# Hyper Moth



## Overread (Aug 14, 2009)

f13, ISO 200, 1/200sec flash support used

Link to larger: http://farm4.static.flickr.com/3549/3820895417_bae7390aed_o.jpg

Sometimes we go for and get those shots were we don't have much of an idea what we are really after from the shot save to grab the subject in the frame - this is very much how I feel about this shot. to me the exposure is nothing outstanding, so composition and content have to pick up the slack - compositionaly its very central and could possibly benefit from some crop off the right; as for content, well it shows a good feeding of the butterfly on the flower as well as his twitching wings in the background - so not totally uninteresting. 

And that is mostly what I have from this shot - I can't really pull much more from it save to say that he really really liked those flowers!

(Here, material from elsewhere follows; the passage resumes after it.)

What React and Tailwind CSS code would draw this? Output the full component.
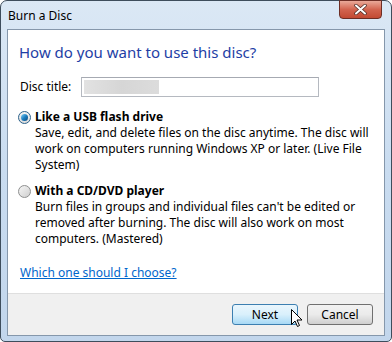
import React from 'react'

const font = { fontFamily: '"Noto Sans", "Open Sans", Arial, sans-serif' }

function Radio({ checked }) {
  if (checked) {
    return (
      <span className="w-[13px] h-[13px] rounded-full border border-[#2c628b] bg-gradient-to-b from-[#f4f4f4] to-[#dcdcdc] flex items-center justify-center shrink-0">
        <span className="w-[7px] h-[7px] rounded-full bg-gradient-to-br from-[#7dd3f7] via-[#1d7fc0] to-[#0a4a80]" />
      </span>
    )
  }
  return (
    <span className="w-[13px] h-[13px] rounded-full border border-[#8e8f8f] bg-gradient-to-br from-[#f6f6f6] to-[#cfcfcf] shrink-0" />
  )
}

export default function App() {
  return (
    <div className="w-[392px] h-[342px] bg-white text-[12px] text-black" style={font}>
      <div className="w-full h-full rounded-t-[7px] rounded-b-[5px] border border-[#3e4d5c] bg-gradient-to-b from-[#dbe8f5] via-[#c9dcf0] to-[#c2d6ec] flex flex-col px-[6px] pb-[5px]">
        {/* title bar */}
        <div className="h-[28px] flex items-start justify-between relative">
          <span className="mt-[6px] pl-[1px] text-[12px]">Burn a Disc</span>
          <button className="mr-[3px] mt-[-1px] w-[43px] h-[19px] rounded-b-[4px] border border-[#6d2e25] bg-gradient-to-b from-[#e9a999] via-[#d2644f] to-[#c24a33] flex items-center justify-center">
            <svg width="13" height="11" viewBox="0 0 13 11">
              <path d="M2 1.5 L11 9.5 M11 1.5 L2 9.5" stroke="#4a2a24" strokeWidth="3.4" strokeLinecap="round" />
              <path d="M2 1.5 L11 9.5 M11 1.5 L2 9.5" stroke="#ffffff" strokeWidth="2" strokeLinecap="round" />
            </svg>
          </button>
        </div>

        {/* content */}
        <div className="flex-1 border border-[#8597ab] bg-white flex flex-col">
          <div className="flex-1 pl-[11px] pr-[10px]">
            <div className="mt-[12px] text-[15px] text-[#1e3ea5] leading-[20px]">How do you want to use this disc?</div>

            <div className="mt-[15px] flex items-center">
              <span className="w-[62px] pl-[1px]">Disc title:</span>
              <div className="w-[238px] h-[20px] border border-[#b5b9c0] border-t-[#a6aab2] bg-white flex items-center px-[2px]">
                <span className="w-[75px] h-[14px] bg-gradient-to-r from-[#e2e2e2] via-[#d6d6d6] to-[#dcdcdc] blur-[0.5px]" />
              </div>
            </div>

            <div className="mt-[12px] flex items-center gap-[4px] ml-[-1px]">
              <Radio checked />
              <span className="font-bold leading-[16px]">Like a USB flash drive</span>
            </div>
            <p className="pl-[16px] leading-[16px]">
              Save, edit, and delete files on the disc anytime. The disc will work on computers running Windows XP or later. (Live File System)
            </p>

            <div className="mt-[10px] flex items-center gap-[4px] ml-[-1px]">
              <Radio />
              <span className="font-bold leading-[16px]">With a CD/DVD player</span>
            </div>
            <p className="pl-[16px] leading-[16px]">
              Burn files in groups and individual files can't be edited or removed after burning. The disc will also work on most computers. (Mastered)
            </p>

            <a href="#" className="block mt-[18px] w-fit pl-[1px] text-[#0066cc] underline leading-[16px]">Which one should I choose?</a>
          </div>

          {/* footer */}
          <div className="h-[42px] border-t border-[#dfdfdf] bg-[#f0f0f0] flex items-center justify-end gap-[9px] pr-[11px] relative">
            <button className="w-[66px] h-[21px] rounded-[3px] border border-[#3c7fb1] bg-gradient-to-b from-[#eaf6fd] via-[#d9f0fc] to-[#a7d9f5] text-[12px] leading-none">Next</button>
            <button className="w-[66px] h-[21px] rounded-[3px] border border-[#707070] bg-gradient-to-b from-[#f2f2f2] via-[#ebebeb] to-[#cfcfcf] text-[12px] leading-none">Cancel</button>
            <svg className="absolute left-[283px] top-[15px]" width="12" height="19" viewBox="0 0 12 19">
              <path d="M0.5 0.5 L0.5 15.5 L4 12 L6.5 17.5 L8.5 16.5 L6 11 L11 11 Z" fill="#ffffff" stroke="#000000" strokeWidth="1" strokeLinejoin="round" />
            </svg>
          </div>
        </div>
      </div>
    </div>
  )
}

Any comment/crits welcome - thank you


----------



## benlonghair (Aug 17, 2009)

The focus is spot on. Needs a bigger flash so you can up the aperture a little to get more DOF, IMO. Needs more flower too.


----------



## Overread (Aug 17, 2009)

Thanks Ben, the focus was one thing I was a bit iffy about on this - though perhaps in retrospect it is not so much the focus but, as you have found, the depth of field in the shot

hmm I can't recall since I was playing around with my little sunpak flash on the day, but I am fairly sure my 580M2 was the flash in use on this shot. Dispite the flash used, if you look to the purples on the flower you can see that they are right at the overexposure boarderline, so if I had put out more flashpower there is very good chance that I would have had more overexposure problems in the shot 

Depth of field wise its tricky, I do most of my work at f13, though I could have stopped down to f16 and still got a good shot and a little more depth I agree - but I would not have stopped down any further since it starts to create diffraction in the lens and that leads to softer overall image quality.

As for the background I think that is more a result of the dim evening light and the dominance of flash (at such a small aperture and fast shutter speed) in being the main light source - a bit more flower would have been nice, but I think I would have needed a second flash dedicated to the plants for this asepct - fine if its a planned shot, but harder to do when the insect itself is highly mobile sadly.


----------